E questo ha delle conseguenze. Ancora a metà degli anni ’80 Olivetti era, dopo IBM, il più grande produttore di computer al mondo e dava lavoro ad oltre 50’000 persone a Ivrea, vicino a Torino. Ma negli anni seguenti la compagnia ha dovuto fare i conti con la concorrenza asiatica e statunitense. Il patron Carlo De Benedetti ha dunque venduto la divisione computer e l’azienda si è incorporata a Telecom. 

Oggi la Olivetti ha ancora 450 impiegati.
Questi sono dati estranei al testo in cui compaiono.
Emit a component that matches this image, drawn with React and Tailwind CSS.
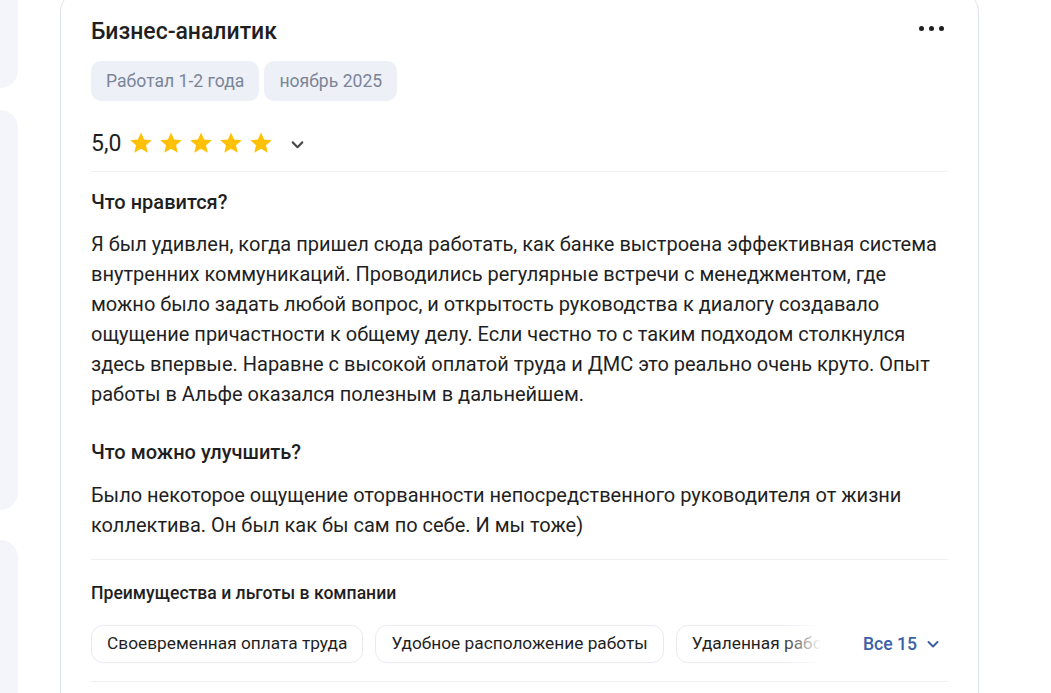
import React from 'react';

const likes = [
  'Я был удивлен, когда пришел сюда работать, как банке выстроена эффективная система',
  'внутренних коммуникаций. Проводились регулярные встречи с менеджментом, где',
  'можно было задать любой вопрос, и открытость руководства к диалогу создавало',
  'ощущение причастности к общему делу. Если честно то с таким подходом столкнулся',
  'здесь впервые. Наравне с высокой оплатой труда и ДМС это реально очень круто. Опыт',
  'работы в Альфе оказался полезным в дальнейшем.',
];

const improve = [
  'Было некоторое ощущение оторванности непосредственного руководителя от жизни',
  'коллектива. Он был как бы сам по себе. И мы тоже)',
];

const benefits = ['Своевременная оплата труда', 'Удобное расположение работы', 'Удаленная работа', 'ДМС'];

function Star() {
  return (
    <svg width="26" height="26" viewBox="0 0 24 24">
      <path
        d="M12 2.2l2.9 6.6 7.1.6-5.4 4.7 1.6 7-6.2-3.7-6.2 3.7 1.6-7L2 9.4l7.1-.6z"
        fill="#ffc107"
      />
    </svg>
  );
}

function Chevron({ color = '#4a4a4a', size = 16 }) {
  return (
    <svg width={size} height={size} viewBox="0 0 16 16" fill="none">
      <path d="M3.5 6l4.5 4.5L12.5 6" stroke={color} strokeWidth="2" strokeLinecap="round" strokeLinejoin="round" />
    </svg>
  );
}

export default function App() {
  return (
    <div className="flex h-[693px] w-[1051px] overflow-hidden bg-white font-['Roboto',sans-serif] text-[#1f1f1f]">
      {/* sidebar cards, cut off by the viewport */}
      <div className="flex w-[18px] shrink-0 flex-col">
        <div className="-mt-[20px] h-[108px] shrink-0 rounded-br-[22px] bg-[#f3f5fa]" />
        <div className="mt-[22px] h-[400px] shrink-0 rounded-r-[22px] bg-[#f3f5fa]" />
        <div className="mt-[30px] h-[200px] shrink-0 rounded-tr-[22px] bg-[#f3f5fa]" />
      </div>

      <div className="ml-[42px] -mt-[10px] h-[760px] w-[919px] shrink-0 rounded-[22px] border border-[#dfe3ea] px-[30px] pt-[26px]">
        <div className="flex items-start justify-between">
          <h2 className="text-[23px] font-medium leading-[30px]">Бизнес-аналитик</h2>
          <div className="mr-[4px] mt-[9px] flex gap-[5px]">
            <span className="h-[5px] w-[5px] rounded-full bg-[#1f1f1f]" />
            <span className="h-[5px] w-[5px] rounded-full bg-[#1f1f1f]" />
            <span className="h-[5px] w-[5px] rounded-full bg-[#1f1f1f]" />
          </div>
        </div>

        <div className="mt-[14px] flex gap-[5px]">
          <span className="flex h-[40px] items-center rounded-[10px] bg-[#edf0f7] px-[15px] text-[17.6px] text-[#7b8597]">
            Работал 1-2 года
          </span>
          <span className="flex h-[40px] items-center rounded-[10px] bg-[#edf0f7] px-[15px] text-[17.6px] text-[#7b8597]">
            ноябрь 2025
          </span>
        </div>

        <div className="mt-[24px] flex h-[36px] items-center">
          <span className="text-[23px] leading-none">5,0</span>
          <div className="ml-[7px] flex gap-[4px]">
            <Star />
            <Star />
            <Star />
            <Star />
            <Star />
          </div>
          <span className="ml-[15px] mt-[2px]">
            <Chevron size={17} />
          </span>
        </div>

        <div className="mt-[10px] h-px bg-[#eef0f4]" />

        <h3 className="mt-[15px] text-[20px] font-medium leading-[30px]">Что нравится?</h3>
        <p className="mt-[12px] whitespace-nowrap text-[20px] leading-[30px]">
          {likes.map((l, i) => (
            <span key={i} className="block">{l}</span>
          ))}
        </p>

        <h3 className="mt-[28px] text-[20px] font-medium leading-[30px]">Что можно улучшить?</h3>
        <p className="mt-[13px] whitespace-nowrap text-[20px] leading-[30px]">
          {improve.map((l, i) => (
            <span key={i} className="block">{l}</span>
          ))}
        </p>

        <div className="mt-[19px] h-px bg-[#eef0f4]" />

        <h4 className="mt-[21px] text-[17.6px] font-medium leading-[24px]">Преимущества и льготы в компании</h4>

        <div className="mt-[20px] flex items-center">
          <div className="relative w-[730px] overflow-hidden">
            <div className="flex gap-[12px]">
              {benefits.map((b) => (
                <span
                  key={b}
                  className="flex h-[38px] shrink-0 items-center whitespace-nowrap rounded-[12px] border border-[#e8ebf2] px-[15px] text-[17.3px]"
                >
                  {b}
                </span>
              ))}
            </div>
            <div className="absolute right-0 top-0 h-full w-[40px] bg-gradient-to-r from-white/0 to-white" />
          </div>
          <button className="ml-[42px] flex items-center gap-[8px] whitespace-nowrap text-[17.6px] font-medium text-[#3b62a6]">
            Все 15
            <Chevron color="#3b62a6" />
          </button>
        </div>

        <div className="mt-[18px] h-px bg-[#eef0f4]" />
      </div>
    </div>
  );
}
Le piccole imprese sono in ogni caso la maggioranza nel paese: la tipica azienda italiana ha, in media, appena quattro impiegati. Solo un’impresa su 100 occupa più di 50 persone, si legge in un rapporto di Reuters.

Migliaia di piccolissime aziende faticano a confrontarsi con la globalizzazione e con l’accresciuta competitività che ne deriva. Non hanno le risorse per investire nelle nuove tecnologie e stare al passo con i cambiamenti. Un mix di burocrazia eccessiva e tasse elevate ne ostacola lo sviluppo. 

Agli occhi della Lega e dei politici pentastellati, Berlino e Bruxelles sono probabilmente da biasimare anche in questo caso. È molto più facile puntare il dito che impegnarsi per cambiare qualcosa.